Time Team's Big Roman Dig (2005) saw this format altered, in an attempt to avoid previous controversies, through the coverage of nine archaeological sites around the UK which were already under investigation by professional archaeologists. Time Team covered the action through live link-ups based at a Roman Villa at Dinnington in Somerset – itself a Time Team excavation from 2003. Over 60 other professionally supervised excavations were supported by Time Team and carried out around the country in association with the programme. A further hundred activities relating to Roman history were carried out by schools and other institutions around the UK.

Time Team Specials are documentary programmes about topics in history and archaeology made by the same production company. They are generally presented by Robinson and often feature one or more of the familiar faces from the regular programme of Time Team. In some cases the programme makers have followed the process of discovery at a large commercial or research excavation by another body, such as that to commemorate the 90th anniversary of the ending of the First World War at the Vampire dugout in Belgium. Time Team usually does not carry out excavations for these programmes, but may contribute a reconstruction.

Time Team History of Britain saw Robinson and the team document everything they have learned up to now and show a history of Britain. Behind the Scenes of Time Team showed meetings of the archaeologists, and material not transmitted during the episode of the dig. 10 Years of Time Team presented a round-up of what has happened in Time Team over the past 10 years and what they expect to happen in the future.

The Time Team website (editor Steve Platt) won a BAFTA for interactive entertainment (factual) in 2002.

==Time Team Podcast==

In 2024, Time Team's Dr Helen Geake and Martyn Williams began the podcast. This weekly podcast delves into the world of archaeology, offering exclusive access to digs and interviews with experts to uncover the stories of the past. The podcast is an accompanying format to the YouTube version of Time Team.
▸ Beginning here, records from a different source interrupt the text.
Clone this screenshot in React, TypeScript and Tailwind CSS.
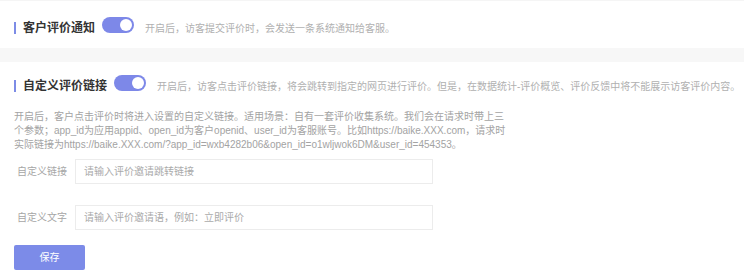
import { useState } from 'react'

const font = { fontFamily: '"Liberation Sans", "Noto Sans CJK SC", sans-serif' }

function Toggle({ on, onChange }: { on: boolean; onChange: () => void }) {
  return (
    <button
      type="button"
      onClick={onChange}
      className={`relative h-[16px] w-[32px] shrink-0 rounded-full transition-colors ${on ? 'bg-[#7d88e8]' : 'bg-[#dcdfe6]'}`}
    >
      <span
        className={`absolute top-[2px] h-[12px] w-[12px] rounded-full bg-white transition-all ${on ? 'left-[18px]' : 'left-[2px]'}`}
      />
    </button>
  )
}

function SectionTitle({ title }: { title: string }) {
  return (
    <div className="flex items-center">
      <span className="h-[12px] w-[2px] bg-[#7d8ce6]" />
      <span className="ml-[7px] text-[12px] font-bold leading-[16px] text-[#333]">{title}</span>
    </div>
  )
}

export default function App() {
  const [notify, setNotify] = useState(true)
  const [custom, setCustom] = useState(true)
  const [link, setLink] = useState('')
  const [text, setText] = useState('')

  return (
    <div className="h-[275px] w-[746px] overflow-hidden bg-white" style={font}>
      <div className="h-[1px] w-[744px] bg-[#f5f5f5]" />
      <div className="h-[47px] w-[744px] bg-white pl-[14px] pt-[15px]">
        <div className="flex items-center">
          <SectionTitle title="客户评价通知" />
          <div className="ml-[7px]">
            <Toggle on={notify} onChange={() => setNotify(!notify)} />
          </div>
          <span className="ml-[11px] text-[10px] text-[#b0b0b0]">
            开启后，访客提交评价时，会发送一条系统通知给客服。
          </span>
        </div>
      </div>
      <div className="h-[14px] w-[744px] bg-[#f7f7f7]" />
      <div className="w-[744px] bg-white pl-[14px] pt-[12px]">
        <div className="flex items-center">
          <SectionTitle title="自定义评价链接" />
          <div className="ml-[7px]">
            <Toggle on={custom} onChange={() => setCustom(!custom)} />
          </div>
          <span className="ml-[11px] whitespace-nowrap text-[10px] text-[#b0b0b0]">
            开启后，访客点击评价链接，将会跳转到指定的网页进行评价。但是，在数据统计-评价概览、评价反馈中将不能展示访客评价内容。
          </span>
        </div>

        <p className="mt-[12px] text-[10px] leading-[14px] text-[#a3a3a3]">
          开启后，客户点击评价时将进入设置的自定义链接。适用场景：自有一套评价收集系统。我们会在请求时带上三
          <br />
          个参数；app_id为应用appid、open_id为客户openid、user_id为客服账号。比如https://baike.XXX.com，请求时
          <br />
          实际链接为https://baike.XXX.com/?app_id=wxb4282b06&amp;open_id=o1wljwok6DM&amp;user_id=454353。
        </p>

        <div className="mt-[7px] flex items-center">
          <label className="w-[61px] pl-[3px] text-[10px] text-[#a6a6a6]">自定义链接</label>
          <input
            value={link}
            onChange={(e) => setLink(e.target.value)}
            placeholder="请输入评价邀请跳转链接"
            className="h-[25px] w-[358px] border border-[#ececec] px-[8px] text-[10px] text-[#333] outline-none placeholder:text-[#aaa]"
          />
        </div>

        <div className="mt-[21px] flex items-center">
          <label className="w-[61px] pl-[3px] text-[10px] text-[#a6a6a6]">自定义文字</label>
          <input
            value={text}
            onChange={(e) => setText(e.target.value)}
            placeholder="请输入评价邀请语，例如：立即评价"
            className="h-[25px] w-[358px] border border-[#ececec] px-[8px] text-[10px] text-[#333] outline-none placeholder:text-[#aaa]"
          />
        </div>

        <button
          type="button"
          className="mt-[15px] h-[25px] w-[71px] rounded-[2px] bg-[#7c8be8] text-[10px] text-white"
        >
          保存
        </button>
      </div>
    </div>
  )
}
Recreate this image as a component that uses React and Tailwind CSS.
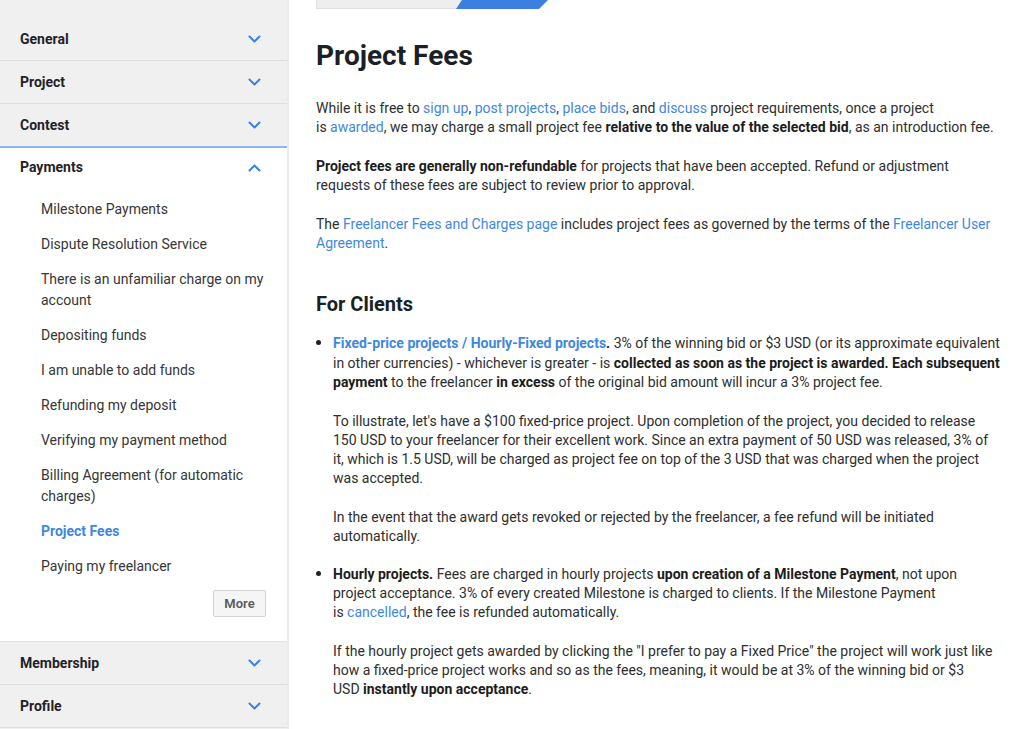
import { useState } from "react";

const LINK = "text-[#3f88de] hover:underline";

function Chevron({ up }) {
    return (
        <svg width="13" height="8" viewBox="0 0 13 8" fill="none" className="text-[#3c82dc]">
            {up ? (
                <path d="M1.5 6.5 6.5 1.5 11.5 6.5" stroke="currentColor" strokeWidth="2" strokeLinecap="round" strokeLinejoin="round" />
            ) : (
                <path d="M1.5 1.5 6.5 6.5 11.5 1.5" stroke="currentColor" strokeWidth="2" strokeLinecap="round" strokeLinejoin="round" />
            )}
        </svg>
    );
}

const sections = ["General", "Project", "Contest", "Payments", "Membership", "Profile"];

const paymentItems = [
    "Milestone Payments",
    "Dispute Resolution Service",
    "There is an unfamiliar charge on my account",
    "Depositing funds",
    "I am unable to add funds",
    "Refunding my deposit",
    "Verifying my payment method",
    "Billing Agreement (for automatic charges)",
    "Project Fees",
    "Paying my freelancer",
];

function Sidebar() {
    const [open, setOpen] = useState("Payments");
    const [active, setActive] = useState("Project Fees");

    return (
        <aside className="w-[289px] shrink-0 bg-[#f0f0f0] border-r-2 border-[#ebebeb] pt-[18px] min-h-screen">
            {sections.map((name, i) => {
                const isOpen = open === name;
                const next = sections[i + 1];
                return (
                    <div
                        key={name}
                        className={
                            isOpen
                                ? "bg-white border-t-2 border-[#8db6ea] border-b border-b-[#e2e2e2]"
                                : next === open
                                ? ""
                                : "border-b border-[#e0e0e0]"
                        }
                    >
                        <button
                            onClick={() => setOpen(isOpen ? null : name)}
                            className={`w-full flex items-center justify-between pl-5 pr-[26px] text-left ${
                                isOpen ? "h-[39px]" : "h-[42px]"
                            }`}
                        >
                            <span className="text-[14px] font-bold text-[#1f2329]">{name}</span>
                            <Chevron up={isOpen} />
                        </button>
                        {isOpen && (
                            <div>
                                <ul className="flex flex-col gap-[14px] pl-[41px] pr-5 pt-[12px] text-[14px] leading-[21px] text-[#363636]">
                                    {paymentItems.map((item) => (
                                        <li key={item}>
                                            <a
                                                href="#"
                                                onClick={(e) => {
                                                    e.preventDefault();
                                                    setActive(item);
                                                }}
                                                className={active === item ? "font-bold text-[#3f88de]" : ""}
                                            >
                                                {item}
                                            </a>
                                        </li>
                                    ))}
                                </ul>
                                <div className="flex justify-end pr-[21px] pt-[13px] pb-[24px]">
                                    <button className="h-[27px] w-[53px] border border-[#d2d2d2] bg-[#f5f5f5] text-[13px] font-semibold text-[#5a5a5a] rounded-[2px]">
                                        More
                                    </button>
                                </div>
                            </div>
                        )}
                    </div>
                );
            })}
        </aside>
    );
}

function Article() {
    return (
        <main className="flex-1 pl-[27px] pr-6 text-[14px] leading-[19.3px] text-[#2e2e2e]">
            <div className="flex h-[9px]">
                <div className="w-[145px] bg-[#eeeeee] border border-t-0 border-[#e0e0e0]" />
                <div className="w-[92px] -ml-[5px] bg-[#3b7fe0] [clip-path:polygon(6px_0,100%_0,calc(100%-9px)_100%,0_100%)]" />
            </div>

            <h1 className="mt-[30px] text-[28px] leading-[34px] font-bold text-[#1b1f27]">Project Fees</h1>

            <p className="mt-[26px]">
                While it is free to <a href="#" className={LINK}>sign up</a>,{" "}
                <a href="#" className={LINK}>post projects</a>,{" "}
                <a href="#" className={LINK}>place bids</a>, and{" "}
                <a href="#" className={LINK}>discuss</a> project requirements, once a project
                is&nbsp;<a href="#" className={LINK}>awarded</a>, we may charge a small project fee{" "}
                <b className="text-[#1c1c1c]">relative to the value of the selected bid</b>, as an introduction fee.
            </p>

            <p className="mt-[19.3px]">
                <b className="text-[#1c1c1c]">Project fees are generally non-refundable</b> for projects that have been
                accepted. Refund or adjustment requests of these fees are subject to review prior to approval.
            </p>

            <p className="mt-[19.3px]">
                The <a href="#" className={LINK}>Freelancer Fees and Charges page</a> includes project fees as governed
                by the terms of the <a href="#" className={LINK}>Freelancer User Agreement</a>.
            </p>

            <h2 className="mt-[39px] text-[20px] leading-[24px] font-bold text-[#1b1f27]">For Clients</h2>

            <ul className="mt-[17px] list-disc pl-[17px] marker:text-[#222] marker:text-[16px]">
                <li>
                    <a href="#" className="font-bold text-[#3f88de]">Fixed-price projects / Hourly-Fixed projects</a>
                    <b className="text-[#1c1c1c]">.</b> 3% of the winning bid or $3 USD (or its approximate equivalent
                    in other currencies) - whichever is greater - is{" "}
                    <b className="text-[#1c1c1c]">collected as soon as the project is awarded. Each subsequent payment</b>{" "}
                    to the freelancer <b className="text-[#1c1c1c]">in excess</b> of the original bid amount will incur a
                    3% project fee.
                    <br />
                    <br />
                    To illustrate, let's have a $100 fixed-price project. Upon completion of the project, you decided to
                    release 150 USD to your freelancer for their excellent work. Since an extra payment of 50 USD was
                    released, 3% of it, which is 1.5 USD, will be charged as project fee on top of the 3 USD that was
                    charged when the project was accepted.
                    <br />
                    <br />
                    In the event that the award gets revoked or rejected by the freelancer, a fee refund will be
                    initiated automatically.
                </li>
                <li className="mt-[17px]">
                    <b className="text-[#1c1c1c]">Hourly projects.</b> Fees are charged in hourly projects{" "}
                    <b className="text-[#1c1c1c]">upon creation of a Milestone Payment</b>, not upon project acceptance.
                    3% of every created Milestone is charged to clients. If the Milestone Payment
                    <br />
                    is <a href="#" className={LINK}>cancelled</a>, the fee is refunded automatically.
                    <br />
                    <br />
                    If the hourly project gets awarded by clicking the "I prefer to pay a Fixed Price" the project will
                    work just like how a fixed-price project works and so as the fees, meaning, it would be at 3% of the
                    winning bid or $3 USD&nbsp;<b className="text-[#1c1c1c]">instantly upon acceptance</b>.
                </li>
            </ul>
        </main>
    );
}

export default function App() {
    return (
        <div className="flex min-h-screen bg-white font-['Roboto',sans-serif]">
            <Sidebar />
            <Article />
        </div>
    );
}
===Podcast series overview===

| Series | Episodes |  | Originally released |  |
| First released | Last released |
| 1 | 9 |  | 3 September 2024 | 24 December 2024 |
| 2 | 47 |  | 7 January 2025 | 30 December 2025 |
| 3 | 21 | 7 | January 6, 2026 | February 17, 2026 |
| Bonus 1 | February 17, 2025 |  |
| 4 | February 24, 2026 | March 17, 2026 |
| Bonus 2 | February 17, 2026 |  |
| 2 | March 24, 2026 | March 31, 2016 |
| Bonus 3 | March 31, 2026 |  |
| 4 | April 7, 2026 | April 28, 2026 |
| Bonus 4 | April 28, 2026 |  |

==Influence==
Time Team has been credited with promoting archaeology in the UK. In a 2008 report produced by English Heritage, a working group of Palaeolithic specialists recognised the importance of the show in "promoting public awareness" of Palaeolithic Britain, something which they argued was to be encouraged.

==DVD releases==
Complete series have been released in Australia starting with Series 15 in 2010.
Since then, Series 12 (2014),
Series 14 (2012),
Series 16 (2010),
Series 17 (2011),
Series 18 (2012),
Series 19 (2012)
and Series 20 (2013) have all been released in Australia. 'Best Of' DVDs were released in the UK over the years; however, a complete series had never been released until Series 18 was released by Acorn Media UK on 6 February 2012. On 15 May 2012, Acorn Media released a collection of Roman-themed episodes on Region One DVD.